Engels had emphasized
''the class struggle as the immediate driving force of history'' for some forty
years.
4
The point about class struggle is that its outcome cannot be
predicted, and determinism can therefore find no foothold. You might always
argue that class
conflict
is determined—that it is in the nature of
social classes to pursue mutually clashing interests, and that this is
determined by the mode of production. But it is only now and then that this
''objective'' conflict of interests takes the form of a full-scale political
battle; and it is hard to see how that battle can be somehow predrafted. Marx
may have thought that socialism was inevitable, but he surely did not think
that the Factory Acts or the Paris Commune were.

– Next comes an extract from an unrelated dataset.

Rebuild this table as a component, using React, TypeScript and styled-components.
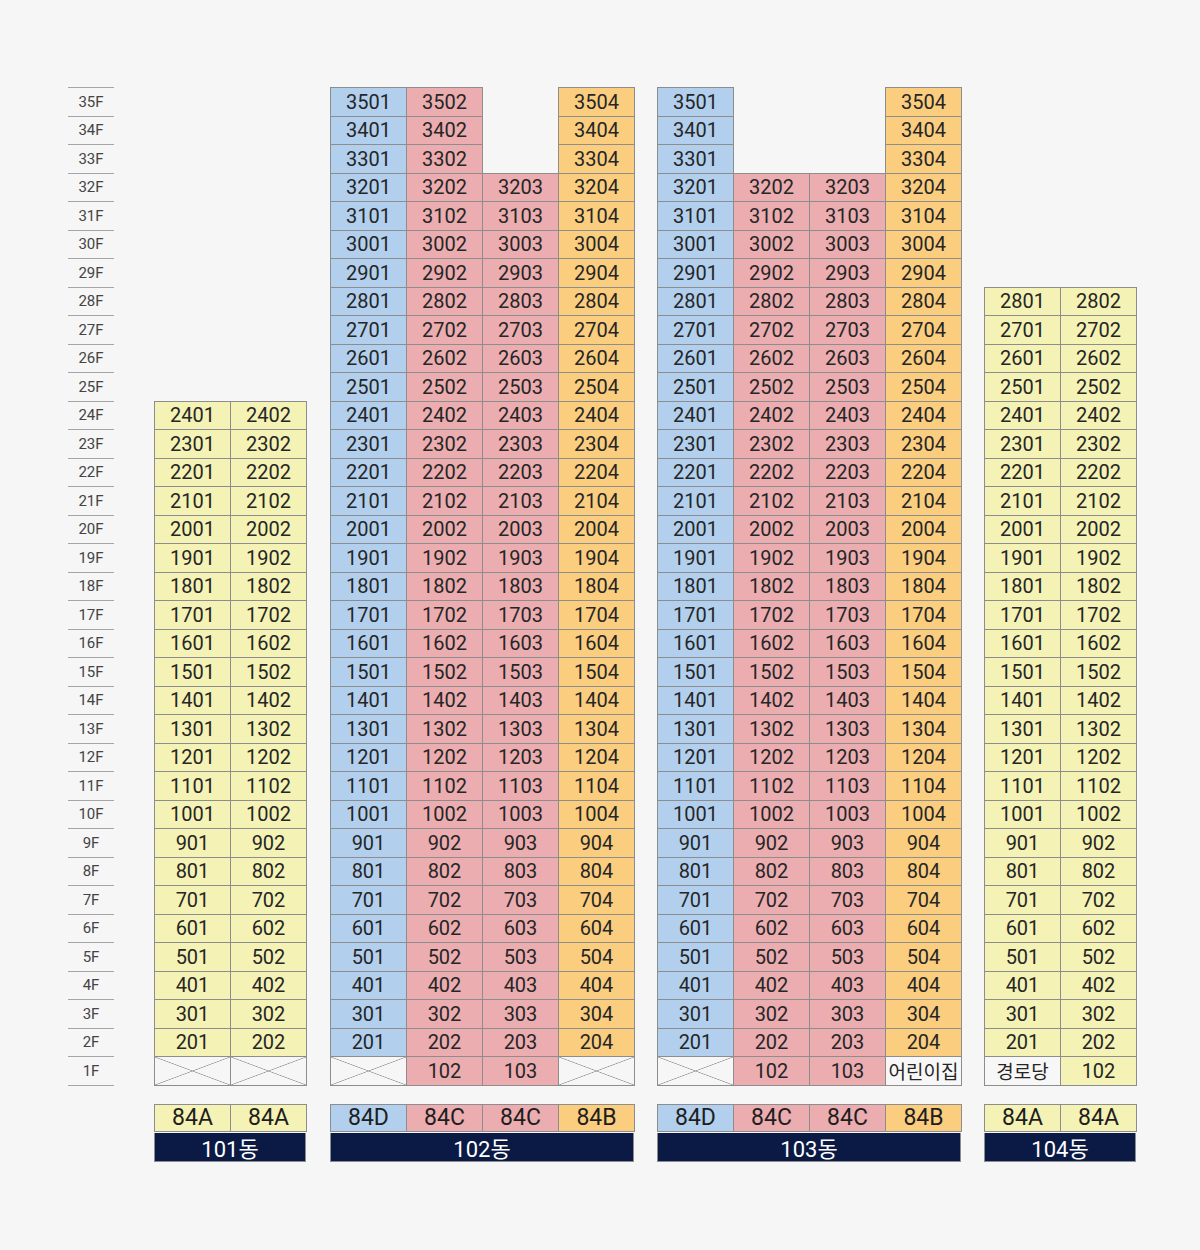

If he had really been a
full-blooded determinist, he might have been able to tell us when and how
socialism would arrive. But he was a prophet in the sense of denouncing
injustice, not in the sense of peering into a crystal ball.

''History,'' Marx writes,
''does nothing, it possesses no immense wealth, it wages no battles. It is man,
real living man, who does all that, who possesses and fights; 'history' is not,
as it were, a person apart, using man as a means to achieve its own aims,
history is nothing but the activity of man pursuing his aims.''
5
When Marx comments on class relations in the ancient, medieval or modern world,
he often writes as though these are what are primary. He also insists that each
mode of production, from slavery and feudalism to capitalism, has its own
distinct laws of development. If this is so, then one no longer need think in
terms of a rigorously ''linear'' historical process, in which each mode of
production follows on the heels of another according to some inner logic. There
is nothing endemic in feudalism that turns it inexorably into capitalism. There
is no longer a single thread running through the tapestry of history, but
rather a set of differences and discontinuities. It is bourgeois political
economy, not Marxism, that thinks in terms of universal evolutionary laws.
Indeed, Marx himself protested against the charge that he was seeking to bring
the whole of history under a single law. He was deeply averse to such bloodless
abstractions, as befits a good Romantic. ''The materialist method turns into
its opposite,'' he insisted, ''if it is taken not as one's guiding principle of
investigation but as a ready-made pattern to which one shapes the facts of
history to suit oneself.''
6
His view of the origins of capitalism,
he warns, should not be transformed ''into an historico-philosophical theory of
the general path prescribed by fate to all nations whatever the historical
circumstances in which they find themselves.''
7
If there were certain
tendencies at work in history, there were also countertendencies, which implies
that outcomes are not assured.

Some Marxists have played
down the ''primacy of the productive forces'' case, and played up the
alternative theory we have just examined. But this is probably too defensive.
The former model crops up in enough important spots in

Marx's work to suggest
that he took it very seriously. It does not sound like a momentary aberration.
It is also the way that Marxists like Lenin and Trotsky generally interpreted
him. Some commentators claim that by the time he came to write
Capital,
Marx had more or less abandoned his previous faith in the productive forces as
the heroes of history. Others are not so convinced. Students of Marx, however,
are free to select whatever ideas in his work seem most plausible. Only Marxist
fundamentalists regard that work as holy writ, and there are far fewer of those
nowadays than the Christian variety.